Environment
- Version: Pritunl Enterprise 1.32.4089.16
- Platform: Ubuntu 20.04 LTS, MongoDB 5.0.30
- License: Active Enterprise subscription verified in database
Use Case
I’m trying to integrate Pritunl with a Slack application for automated VPN profile generation.
Problem
Despite having a valid Pritunl Enterprise license (v1.32.4089.16) with auth_api: true
enabled for administrators, ALL API endpoints return 401 Unauthorized when using token authentication:
curl -k -H "Auth-Token: [token]" -H "Auth-Secret: [secret]" https://server/organization
# Returns: 401 Unauthorized
On Source Code Analysis I noticed that the API route handlers in /usr/lib/pritunl/handlers/
and all endpoints use @auth.session_auth
decorator, not token authentication. There is no evidence of @auth.token_auth
or similar decorators in codebase. API requests generate no application logs suggesting it is being rejected at web server level.
However passing the 2fa session token to curl works:
curl -k -X POST \
-H "Content-Type: application/json" \
-d '{"username": "rachana@example.com", "password": "password", "otp_code": "123456"}' \
https://localhost:443/auth/session
Response:
{"authenticated": true, "default": false}
This approach is unsuitable for automated systems due to 2FA requirements and session expiration.
Questions
- Does the Enterprise license actually support API token authentication for ANY endpoints in v1.32.4089.16?

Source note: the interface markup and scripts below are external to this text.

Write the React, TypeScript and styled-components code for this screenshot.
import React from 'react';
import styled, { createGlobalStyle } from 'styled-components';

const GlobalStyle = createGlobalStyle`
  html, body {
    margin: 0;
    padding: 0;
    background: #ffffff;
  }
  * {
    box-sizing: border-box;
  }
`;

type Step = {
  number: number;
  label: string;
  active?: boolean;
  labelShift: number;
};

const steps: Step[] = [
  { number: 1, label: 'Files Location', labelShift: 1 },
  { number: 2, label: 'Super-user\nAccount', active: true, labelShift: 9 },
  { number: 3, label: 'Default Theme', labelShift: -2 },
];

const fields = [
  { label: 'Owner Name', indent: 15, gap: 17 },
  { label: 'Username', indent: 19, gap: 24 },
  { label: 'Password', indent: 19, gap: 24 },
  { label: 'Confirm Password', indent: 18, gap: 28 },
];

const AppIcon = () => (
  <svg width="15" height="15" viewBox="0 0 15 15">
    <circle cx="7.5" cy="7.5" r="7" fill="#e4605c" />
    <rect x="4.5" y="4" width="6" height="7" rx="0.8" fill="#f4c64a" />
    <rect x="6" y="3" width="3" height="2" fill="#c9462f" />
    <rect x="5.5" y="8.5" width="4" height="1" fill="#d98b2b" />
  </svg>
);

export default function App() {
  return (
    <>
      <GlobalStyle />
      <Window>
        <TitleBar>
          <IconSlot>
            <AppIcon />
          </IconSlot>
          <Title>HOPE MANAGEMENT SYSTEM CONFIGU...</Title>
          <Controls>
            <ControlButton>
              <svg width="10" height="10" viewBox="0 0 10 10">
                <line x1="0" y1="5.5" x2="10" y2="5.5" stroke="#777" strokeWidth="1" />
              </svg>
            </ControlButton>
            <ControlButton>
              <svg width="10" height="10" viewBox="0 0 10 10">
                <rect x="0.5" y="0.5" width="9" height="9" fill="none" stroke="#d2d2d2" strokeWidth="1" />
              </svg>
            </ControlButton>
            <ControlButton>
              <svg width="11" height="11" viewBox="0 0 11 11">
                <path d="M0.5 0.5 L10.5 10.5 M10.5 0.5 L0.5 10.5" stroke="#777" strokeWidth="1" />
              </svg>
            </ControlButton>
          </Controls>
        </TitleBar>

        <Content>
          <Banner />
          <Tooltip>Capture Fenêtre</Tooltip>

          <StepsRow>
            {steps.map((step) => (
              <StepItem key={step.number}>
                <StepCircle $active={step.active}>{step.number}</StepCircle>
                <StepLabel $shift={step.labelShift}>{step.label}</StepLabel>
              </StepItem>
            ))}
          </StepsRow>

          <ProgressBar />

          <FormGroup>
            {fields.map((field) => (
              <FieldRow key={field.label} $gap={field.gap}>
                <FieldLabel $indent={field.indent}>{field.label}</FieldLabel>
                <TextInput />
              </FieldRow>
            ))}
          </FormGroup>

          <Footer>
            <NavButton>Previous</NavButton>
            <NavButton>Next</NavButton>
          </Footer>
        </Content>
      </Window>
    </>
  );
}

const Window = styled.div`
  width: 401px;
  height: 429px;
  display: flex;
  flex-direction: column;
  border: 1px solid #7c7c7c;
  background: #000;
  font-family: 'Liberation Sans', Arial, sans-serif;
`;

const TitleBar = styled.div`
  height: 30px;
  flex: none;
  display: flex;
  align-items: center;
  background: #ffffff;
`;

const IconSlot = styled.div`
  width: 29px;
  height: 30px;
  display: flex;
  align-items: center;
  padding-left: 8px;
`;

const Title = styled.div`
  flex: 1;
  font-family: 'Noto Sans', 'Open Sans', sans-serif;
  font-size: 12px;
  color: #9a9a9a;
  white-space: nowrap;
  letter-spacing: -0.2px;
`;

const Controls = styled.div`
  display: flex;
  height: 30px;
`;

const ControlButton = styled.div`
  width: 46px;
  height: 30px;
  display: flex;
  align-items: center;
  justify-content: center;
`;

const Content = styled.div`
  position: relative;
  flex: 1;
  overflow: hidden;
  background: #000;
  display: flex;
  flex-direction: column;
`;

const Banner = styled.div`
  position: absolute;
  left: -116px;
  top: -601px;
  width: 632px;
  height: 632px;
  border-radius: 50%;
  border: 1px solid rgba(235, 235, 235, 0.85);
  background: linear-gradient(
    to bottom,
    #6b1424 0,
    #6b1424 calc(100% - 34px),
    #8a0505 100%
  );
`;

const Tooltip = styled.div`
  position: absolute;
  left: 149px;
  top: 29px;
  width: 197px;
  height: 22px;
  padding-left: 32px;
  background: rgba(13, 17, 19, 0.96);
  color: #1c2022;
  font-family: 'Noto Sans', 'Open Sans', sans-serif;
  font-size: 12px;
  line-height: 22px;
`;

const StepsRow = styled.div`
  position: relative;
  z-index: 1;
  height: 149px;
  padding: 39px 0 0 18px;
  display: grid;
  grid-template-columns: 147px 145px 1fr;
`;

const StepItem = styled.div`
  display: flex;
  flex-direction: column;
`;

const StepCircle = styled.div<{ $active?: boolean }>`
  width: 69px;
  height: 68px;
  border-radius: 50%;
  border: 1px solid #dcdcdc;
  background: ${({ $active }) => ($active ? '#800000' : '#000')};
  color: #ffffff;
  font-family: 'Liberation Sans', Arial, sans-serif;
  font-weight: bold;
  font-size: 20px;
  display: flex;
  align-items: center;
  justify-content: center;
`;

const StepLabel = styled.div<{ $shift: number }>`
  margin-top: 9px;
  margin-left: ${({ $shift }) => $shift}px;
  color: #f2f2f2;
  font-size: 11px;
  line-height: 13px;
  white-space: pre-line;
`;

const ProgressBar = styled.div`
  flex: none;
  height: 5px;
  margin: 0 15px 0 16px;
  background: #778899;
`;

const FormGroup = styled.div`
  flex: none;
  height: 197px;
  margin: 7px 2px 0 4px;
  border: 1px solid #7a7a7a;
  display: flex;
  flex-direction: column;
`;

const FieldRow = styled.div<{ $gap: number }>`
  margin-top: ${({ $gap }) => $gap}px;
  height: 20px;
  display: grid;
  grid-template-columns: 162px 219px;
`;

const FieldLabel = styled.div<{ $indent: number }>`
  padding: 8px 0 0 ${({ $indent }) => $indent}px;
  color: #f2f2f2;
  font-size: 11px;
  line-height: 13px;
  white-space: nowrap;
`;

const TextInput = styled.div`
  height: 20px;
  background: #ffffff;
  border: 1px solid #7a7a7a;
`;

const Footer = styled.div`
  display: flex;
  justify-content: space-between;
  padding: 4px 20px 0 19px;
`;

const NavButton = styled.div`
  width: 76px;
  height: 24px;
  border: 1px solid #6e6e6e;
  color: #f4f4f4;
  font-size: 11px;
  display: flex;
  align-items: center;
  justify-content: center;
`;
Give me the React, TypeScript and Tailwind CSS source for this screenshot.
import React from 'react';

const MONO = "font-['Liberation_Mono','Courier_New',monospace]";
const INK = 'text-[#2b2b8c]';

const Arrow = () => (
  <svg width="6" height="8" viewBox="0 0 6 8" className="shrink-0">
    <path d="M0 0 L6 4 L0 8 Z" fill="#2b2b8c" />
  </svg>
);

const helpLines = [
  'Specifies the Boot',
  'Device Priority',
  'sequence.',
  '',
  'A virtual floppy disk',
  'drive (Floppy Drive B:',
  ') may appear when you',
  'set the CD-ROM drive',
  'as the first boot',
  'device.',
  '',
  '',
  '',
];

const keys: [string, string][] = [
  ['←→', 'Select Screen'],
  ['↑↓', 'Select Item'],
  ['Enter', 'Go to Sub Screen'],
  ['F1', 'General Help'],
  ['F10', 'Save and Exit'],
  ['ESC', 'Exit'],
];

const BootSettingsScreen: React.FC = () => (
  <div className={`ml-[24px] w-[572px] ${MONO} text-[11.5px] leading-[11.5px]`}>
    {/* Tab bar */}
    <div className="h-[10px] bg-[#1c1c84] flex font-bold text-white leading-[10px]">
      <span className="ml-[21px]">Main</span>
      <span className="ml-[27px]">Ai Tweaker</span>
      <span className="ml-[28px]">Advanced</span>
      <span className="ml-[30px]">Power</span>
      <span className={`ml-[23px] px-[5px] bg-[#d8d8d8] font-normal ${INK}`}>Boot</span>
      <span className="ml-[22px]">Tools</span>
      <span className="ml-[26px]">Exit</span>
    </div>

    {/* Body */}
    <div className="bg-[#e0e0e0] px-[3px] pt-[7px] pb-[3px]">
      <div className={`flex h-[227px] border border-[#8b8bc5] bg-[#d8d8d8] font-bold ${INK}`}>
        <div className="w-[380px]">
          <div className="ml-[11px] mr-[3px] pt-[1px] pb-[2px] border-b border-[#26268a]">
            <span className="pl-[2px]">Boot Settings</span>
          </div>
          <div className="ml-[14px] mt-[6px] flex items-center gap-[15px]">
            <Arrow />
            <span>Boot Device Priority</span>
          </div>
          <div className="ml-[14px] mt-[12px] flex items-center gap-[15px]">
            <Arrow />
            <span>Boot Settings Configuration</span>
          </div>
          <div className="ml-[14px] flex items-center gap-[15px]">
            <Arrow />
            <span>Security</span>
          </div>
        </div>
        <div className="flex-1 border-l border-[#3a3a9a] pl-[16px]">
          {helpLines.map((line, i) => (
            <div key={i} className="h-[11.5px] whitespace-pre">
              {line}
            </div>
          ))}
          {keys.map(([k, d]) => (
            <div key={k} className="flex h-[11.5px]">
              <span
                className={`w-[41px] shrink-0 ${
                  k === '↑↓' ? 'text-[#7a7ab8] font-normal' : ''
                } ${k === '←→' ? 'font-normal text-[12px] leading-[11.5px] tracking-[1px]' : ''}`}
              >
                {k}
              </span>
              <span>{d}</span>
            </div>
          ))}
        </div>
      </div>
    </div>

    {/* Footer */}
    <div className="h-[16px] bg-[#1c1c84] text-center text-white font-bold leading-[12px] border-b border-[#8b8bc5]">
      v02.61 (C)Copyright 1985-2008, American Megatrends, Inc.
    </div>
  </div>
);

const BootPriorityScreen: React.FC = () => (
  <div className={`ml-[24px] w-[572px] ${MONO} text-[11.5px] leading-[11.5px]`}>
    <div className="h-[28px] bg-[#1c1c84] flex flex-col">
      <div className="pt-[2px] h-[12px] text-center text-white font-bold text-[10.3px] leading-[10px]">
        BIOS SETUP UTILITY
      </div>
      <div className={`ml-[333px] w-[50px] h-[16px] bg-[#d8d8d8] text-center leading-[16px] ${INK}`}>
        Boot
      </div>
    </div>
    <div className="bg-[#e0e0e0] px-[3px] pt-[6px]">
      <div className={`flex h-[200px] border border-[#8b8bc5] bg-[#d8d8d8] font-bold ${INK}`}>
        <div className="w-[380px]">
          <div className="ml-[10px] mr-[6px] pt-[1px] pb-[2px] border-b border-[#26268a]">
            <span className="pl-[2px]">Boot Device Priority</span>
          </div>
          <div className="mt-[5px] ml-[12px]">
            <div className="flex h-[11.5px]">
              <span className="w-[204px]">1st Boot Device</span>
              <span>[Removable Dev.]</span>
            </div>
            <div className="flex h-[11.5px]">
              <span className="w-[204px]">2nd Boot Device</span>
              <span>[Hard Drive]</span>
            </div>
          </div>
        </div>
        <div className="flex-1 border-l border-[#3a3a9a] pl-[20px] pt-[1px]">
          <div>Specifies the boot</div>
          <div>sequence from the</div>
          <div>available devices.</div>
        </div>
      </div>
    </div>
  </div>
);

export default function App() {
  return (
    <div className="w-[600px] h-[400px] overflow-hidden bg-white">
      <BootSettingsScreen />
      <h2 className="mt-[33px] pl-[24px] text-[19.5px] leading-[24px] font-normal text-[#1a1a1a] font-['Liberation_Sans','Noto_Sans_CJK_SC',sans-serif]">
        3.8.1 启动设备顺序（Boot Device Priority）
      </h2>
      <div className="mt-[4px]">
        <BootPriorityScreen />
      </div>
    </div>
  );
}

- Are there dedicated API endpoint paths that support token authentication (e.g.,
/api/*
vs direct paths)? - Is the
auth_api: true
database flag supposed to enable token authentication, or is it used for a different purpose? - Are there additional server configuration steps required beyond setting the administrator’s
auth_api
flag? - Was API token authentication deprecated/removed in recent versions, or moved to a different authentication mechanism?
- Is there ANY way to programmatically access Pritunl API data without web session authentication and 2FA?
Any guidance on proper API token authentication setup would be greatly appreciated.